- **STATED EXERCISE**
Look through the data below and say how many of its lines contain "image", adding nothing else.

- **SUPPLIED INFORMATION**

+++

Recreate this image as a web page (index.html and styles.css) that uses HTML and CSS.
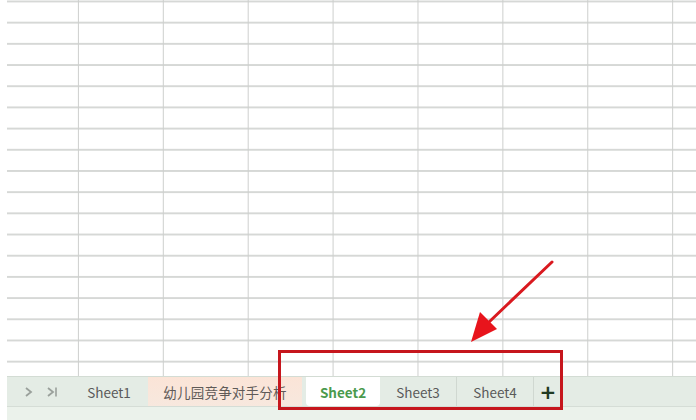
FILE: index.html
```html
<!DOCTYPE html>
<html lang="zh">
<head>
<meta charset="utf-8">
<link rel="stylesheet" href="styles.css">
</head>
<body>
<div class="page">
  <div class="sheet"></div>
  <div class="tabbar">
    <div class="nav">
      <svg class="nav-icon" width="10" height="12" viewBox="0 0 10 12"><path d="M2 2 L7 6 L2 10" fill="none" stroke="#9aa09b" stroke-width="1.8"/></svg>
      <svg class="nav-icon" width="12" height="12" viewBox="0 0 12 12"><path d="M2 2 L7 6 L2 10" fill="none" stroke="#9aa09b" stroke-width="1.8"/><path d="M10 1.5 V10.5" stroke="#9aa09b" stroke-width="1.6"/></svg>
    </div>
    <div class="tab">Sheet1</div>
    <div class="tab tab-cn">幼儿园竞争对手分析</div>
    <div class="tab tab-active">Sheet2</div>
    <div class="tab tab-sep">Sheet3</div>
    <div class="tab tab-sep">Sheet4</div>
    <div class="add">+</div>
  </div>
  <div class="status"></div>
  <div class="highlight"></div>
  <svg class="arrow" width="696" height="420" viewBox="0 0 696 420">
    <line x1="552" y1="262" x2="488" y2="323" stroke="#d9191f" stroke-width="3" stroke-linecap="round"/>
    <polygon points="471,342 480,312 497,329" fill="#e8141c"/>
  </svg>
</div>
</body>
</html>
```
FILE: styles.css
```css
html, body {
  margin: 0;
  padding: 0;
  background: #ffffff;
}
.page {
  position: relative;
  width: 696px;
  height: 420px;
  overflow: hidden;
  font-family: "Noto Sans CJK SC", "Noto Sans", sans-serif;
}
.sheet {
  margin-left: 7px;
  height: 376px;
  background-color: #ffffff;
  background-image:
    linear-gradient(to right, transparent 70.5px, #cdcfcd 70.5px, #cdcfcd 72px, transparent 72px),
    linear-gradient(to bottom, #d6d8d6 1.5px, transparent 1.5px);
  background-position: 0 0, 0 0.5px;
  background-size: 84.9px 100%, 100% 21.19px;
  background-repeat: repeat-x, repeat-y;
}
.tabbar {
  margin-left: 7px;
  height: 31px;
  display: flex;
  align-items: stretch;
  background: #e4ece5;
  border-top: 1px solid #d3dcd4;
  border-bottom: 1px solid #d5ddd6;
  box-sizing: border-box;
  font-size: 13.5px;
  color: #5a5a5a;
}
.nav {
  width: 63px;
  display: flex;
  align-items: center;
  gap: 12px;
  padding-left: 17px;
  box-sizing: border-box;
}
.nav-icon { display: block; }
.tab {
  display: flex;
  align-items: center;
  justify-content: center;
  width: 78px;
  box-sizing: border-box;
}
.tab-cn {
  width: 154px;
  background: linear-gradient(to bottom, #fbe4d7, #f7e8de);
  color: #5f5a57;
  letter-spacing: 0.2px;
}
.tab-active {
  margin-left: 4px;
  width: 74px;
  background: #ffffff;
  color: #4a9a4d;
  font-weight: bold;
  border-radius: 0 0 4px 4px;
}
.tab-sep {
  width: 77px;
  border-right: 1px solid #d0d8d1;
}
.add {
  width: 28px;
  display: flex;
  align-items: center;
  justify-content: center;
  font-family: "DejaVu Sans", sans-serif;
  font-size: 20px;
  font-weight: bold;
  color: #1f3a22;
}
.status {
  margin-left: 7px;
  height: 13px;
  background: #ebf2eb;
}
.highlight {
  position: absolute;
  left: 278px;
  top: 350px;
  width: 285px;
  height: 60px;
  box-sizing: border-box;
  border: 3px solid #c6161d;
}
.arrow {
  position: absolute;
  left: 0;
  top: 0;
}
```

+++

- **EXERCISE RESPONSE**
2